-- START Material provided --

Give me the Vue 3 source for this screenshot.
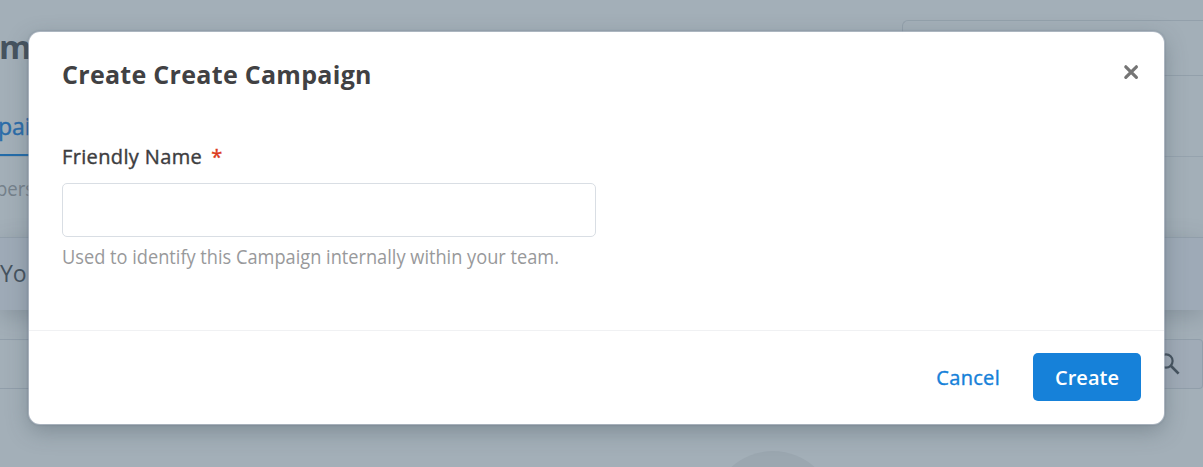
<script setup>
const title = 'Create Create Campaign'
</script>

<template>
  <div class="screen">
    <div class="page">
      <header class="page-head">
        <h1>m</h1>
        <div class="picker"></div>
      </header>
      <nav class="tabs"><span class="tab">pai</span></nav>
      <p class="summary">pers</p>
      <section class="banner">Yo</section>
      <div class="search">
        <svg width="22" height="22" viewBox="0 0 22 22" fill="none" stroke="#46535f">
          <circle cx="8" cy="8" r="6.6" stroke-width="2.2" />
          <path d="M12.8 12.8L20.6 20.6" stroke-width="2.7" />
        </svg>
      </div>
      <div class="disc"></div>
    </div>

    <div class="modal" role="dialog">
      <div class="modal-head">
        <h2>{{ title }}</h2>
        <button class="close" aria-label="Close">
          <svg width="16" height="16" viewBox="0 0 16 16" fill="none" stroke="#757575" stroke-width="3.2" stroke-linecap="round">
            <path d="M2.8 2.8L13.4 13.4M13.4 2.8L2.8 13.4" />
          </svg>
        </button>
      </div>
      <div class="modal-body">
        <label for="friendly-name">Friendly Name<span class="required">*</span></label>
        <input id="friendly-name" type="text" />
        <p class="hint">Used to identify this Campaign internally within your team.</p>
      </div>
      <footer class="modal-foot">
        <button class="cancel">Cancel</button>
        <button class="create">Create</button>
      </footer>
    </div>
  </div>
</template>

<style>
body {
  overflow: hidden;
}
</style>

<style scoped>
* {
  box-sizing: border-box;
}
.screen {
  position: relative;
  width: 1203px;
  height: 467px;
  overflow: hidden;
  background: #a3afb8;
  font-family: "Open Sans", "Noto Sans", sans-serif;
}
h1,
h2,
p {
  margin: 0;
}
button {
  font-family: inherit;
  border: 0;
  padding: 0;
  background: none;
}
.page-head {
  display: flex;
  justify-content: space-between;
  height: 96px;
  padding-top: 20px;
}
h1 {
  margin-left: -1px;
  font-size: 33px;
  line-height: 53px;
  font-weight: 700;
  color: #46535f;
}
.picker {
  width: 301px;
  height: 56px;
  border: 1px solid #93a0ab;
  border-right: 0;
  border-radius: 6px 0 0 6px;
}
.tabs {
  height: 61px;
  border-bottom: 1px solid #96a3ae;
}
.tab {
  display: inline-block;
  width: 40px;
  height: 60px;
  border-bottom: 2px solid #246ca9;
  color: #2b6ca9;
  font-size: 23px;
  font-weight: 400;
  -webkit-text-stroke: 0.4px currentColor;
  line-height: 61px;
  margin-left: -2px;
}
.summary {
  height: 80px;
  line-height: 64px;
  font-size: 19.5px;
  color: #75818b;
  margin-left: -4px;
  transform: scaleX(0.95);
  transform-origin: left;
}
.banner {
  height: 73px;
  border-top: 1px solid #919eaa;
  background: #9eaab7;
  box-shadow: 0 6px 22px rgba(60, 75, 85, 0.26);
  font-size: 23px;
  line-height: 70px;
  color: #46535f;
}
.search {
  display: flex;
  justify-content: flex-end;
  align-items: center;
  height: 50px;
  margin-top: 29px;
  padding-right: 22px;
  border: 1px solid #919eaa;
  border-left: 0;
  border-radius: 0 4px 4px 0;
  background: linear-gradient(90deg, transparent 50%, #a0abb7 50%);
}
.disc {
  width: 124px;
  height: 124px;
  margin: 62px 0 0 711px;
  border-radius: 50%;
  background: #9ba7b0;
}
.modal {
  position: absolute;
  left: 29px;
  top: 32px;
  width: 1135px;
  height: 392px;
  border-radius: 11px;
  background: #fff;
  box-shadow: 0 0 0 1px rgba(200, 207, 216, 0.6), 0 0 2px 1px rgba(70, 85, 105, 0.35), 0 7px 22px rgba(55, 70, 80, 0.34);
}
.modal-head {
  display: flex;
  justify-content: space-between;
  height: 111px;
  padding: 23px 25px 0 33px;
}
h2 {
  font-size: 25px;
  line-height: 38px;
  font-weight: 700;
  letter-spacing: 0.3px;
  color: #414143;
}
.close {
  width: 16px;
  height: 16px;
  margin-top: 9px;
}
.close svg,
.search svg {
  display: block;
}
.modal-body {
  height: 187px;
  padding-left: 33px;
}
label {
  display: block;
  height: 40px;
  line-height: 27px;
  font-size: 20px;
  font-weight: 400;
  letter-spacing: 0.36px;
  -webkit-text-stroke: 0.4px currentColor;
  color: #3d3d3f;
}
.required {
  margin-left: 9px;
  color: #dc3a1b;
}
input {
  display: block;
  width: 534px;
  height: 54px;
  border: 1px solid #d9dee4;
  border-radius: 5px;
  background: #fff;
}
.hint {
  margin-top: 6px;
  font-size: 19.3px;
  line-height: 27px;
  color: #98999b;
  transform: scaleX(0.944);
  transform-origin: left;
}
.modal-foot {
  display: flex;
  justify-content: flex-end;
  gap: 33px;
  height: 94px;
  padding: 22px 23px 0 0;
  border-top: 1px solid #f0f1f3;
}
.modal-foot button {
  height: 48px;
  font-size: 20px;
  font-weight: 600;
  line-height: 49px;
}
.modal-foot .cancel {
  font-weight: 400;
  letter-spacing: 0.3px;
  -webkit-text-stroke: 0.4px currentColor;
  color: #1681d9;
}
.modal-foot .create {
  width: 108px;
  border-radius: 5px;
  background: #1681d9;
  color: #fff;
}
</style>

-- END Material provided --

Give the data again exactly as written, with all pictures left out.

§ Correct result:
Give me the Vue 3 source for this screenshot.
<script setup>
const title = 'Create Create Campaign'
</script>

<template>
  <div class="screen">
    <div class="page">
      <header class="page-head">
        <h1>m</h1>
        <div class="picker"></div>
      </header>
      <nav class="tabs"><span class="tab">pai</span></nav>
      <p class="summary">pers</p>
      <section class="banner">Yo</section>
      <div class="search">
        <svg width="22" height="22" viewBox="0 0 22 22" fill="none" stroke="#46535f">
          <circle cx="8" cy="8" r="6.6" stroke-width="2.2" />
          <path d="M12.8 12.8L20.6 20.6" stroke-width="2.7" />
        </svg>
      </div>
      <div class="disc"></div>
    </div>

    <div class="modal" role="dialog">
      <div class="modal-head">
        <h2>{{ title }}</h2>
        <button class="close" aria-label="Close">
          <svg width="16" height="16" viewBox="0 0 16 16" fill="none" stroke="#757575" stroke-width="3.2" stroke-linecap="round">
            <path d="M2.8 2.8L13.4 13.4M13.4 2.8L2.8 13.4" />
          </svg>
        </button>
      </div>
      <div class="modal-body">
        <label for="friendly-name">Friendly Name<span class="required">*</span></label>
        <input id="friendly-name" type="text" />
        <p class="hint">Used to identify this Campaign internally within your team.</p>
      </div>
      <footer class="modal-foot">
        <button class="cancel">Cancel</button>
        <button class="create">Create</button>
      </footer>
    </div>
  </div>
</template>

<style>
body {
  overflow: hidden;
}
</style>

<style scoped>
* {
  box-sizing: border-box;
}
.screen {
  position: relative;
  width: 1203px;
  height: 467px;
  overflow: hidden;
  background: #a3afb8;
  font-family: "Open Sans", "Noto Sans", sans-serif;
}
h1,
h2,
p {
  margin: 0;
}
button {
  font-family: inherit;
  border: 0;
  padding: 0;
  background: none;
}
.page-head {
  display: flex;
  justify-content: space-between;
  height: 96px;
  padding-top: 20px;
}
h1 {
  margin-left: -1px;
  font-size: 33px;
  line-height: 53px;
  font-weight: 700;
  color: #46535f;
}
.picker {
  width: 301px;
  height: 56px;
  border: 1px solid #93a0ab;
  border-right: 0;
  border-radius: 6px 0 0 6px;
}
.tabs {
  height: 61px;
  border-bottom: 1px solid #96a3ae;
}
.tab {
  display: inline-block;
  width: 40px;
  height: 60px;
  border-bottom: 2px solid #246ca9;
  color: #2b6ca9;
  font-size: 23px;
  font-weight: 400;
  -webkit-text-stroke: 0.4px currentColor;
  line-height: 61px;
  margin-left: -2px;
}
.summary {
  height: 80px;
  line-height: 64px;
  font-size: 19.5px;
  color: #75818b;
  margin-left: -4px;
  transform: scaleX(0.95);
  transform-origin: left;
}
.banner {
  height: 73px;
  border-top: 1px solid #919eaa;
  background: #9eaab7;
  box-shadow: 0 6px 22px rgba(60, 75, 85, 0.26);
  font-size: 23px;
  line-height: 70px;
  color: #46535f;
}
.search {
  display: flex;
  justify-content: flex-end;
  align-items: center;
  height: 50px;
  margin-top: 29px;
  padding-right: 22px;
  border: 1px solid #919eaa;
  border-left: 0;
  border-radius: 0 4px 4px 0;
  background: linear-gradient(90deg, transparent 50%, #a0abb7 50%);
}
.disc {
  width: 124px;
  height: 124px;
  margin: 62px 0 0 711px;
  border-radius: 50%;
  background: #9ba7b0;
}
.modal {
  position: absolute;
  left: 29px;
  top: 32px;
  width: 1135px;
  height: 392px;
  border-radius: 11px;
  background: #fff;
  box-shadow: 0 0 0 1px rgba(200, 207, 216, 0.6), 0 0 2px 1px rgba(70, 85, 105, 0.35), 0 7px 22px rgba(55, 70, 80, 0.34);
}
.modal-head {
  display: flex;
  justify-content: space-between;
  height: 111px;
  padding: 23px 25px 0 33px;
}
h2 {
  font-size: 25px;
  line-height: 38px;
  font-weight: 700;
  letter-spacing: 0.3px;
  color: #414143;
}
.close {
  width: 16px;
  height: 16px;
  margin-top: 9px;
}
.close svg,
.search svg {
  display: block;
}
.modal-body {
  height: 187px;
  padding-left: 33px;
}
label {
  display: block;
  height: 40px;
  line-height: 27px;
  font-size: 20px;
  font-weight: 400;
  letter-spacing: 0.36px;
  -webkit-text-stroke: 0.4px currentColor;
  color: #3d3d3f;
}
.required {
  margin-left: 9px;
  color: #dc3a1b;
}
input {
  display: block;
  width: 534px;
  height: 54px;
  border: 1px solid #d9dee4;
  border-radius: 5px;
  background: #fff;
}
.hint {
  margin-top: 6px;
  font-size: 19.3px;
  line-height: 27px;
  color: #98999b;
  transform: scaleX(0.944);
  transform-origin: left;
}
.modal-foot {
  display: flex;
  justify-content: flex-end;
  gap: 33px;
  height: 94px;
  padding: 22px 23px 0 0;
  border-top: 1px solid #f0f1f3;
}
.modal-foot button {
  height: 48px;
  font-size: 20px;
  font-weight: 600;
  line-height: 49px;
}
.modal-foot .cancel {
  font-weight: 400;
  letter-spacing: 0.3px;
  -webkit-text-stroke: 0.4px currentColor;
  color: #1681d9;
}
.modal-foot .create {
  width: 108px;
  border-radius: 5px;
  background: #1681d9;
  color: #fff;
}
</style>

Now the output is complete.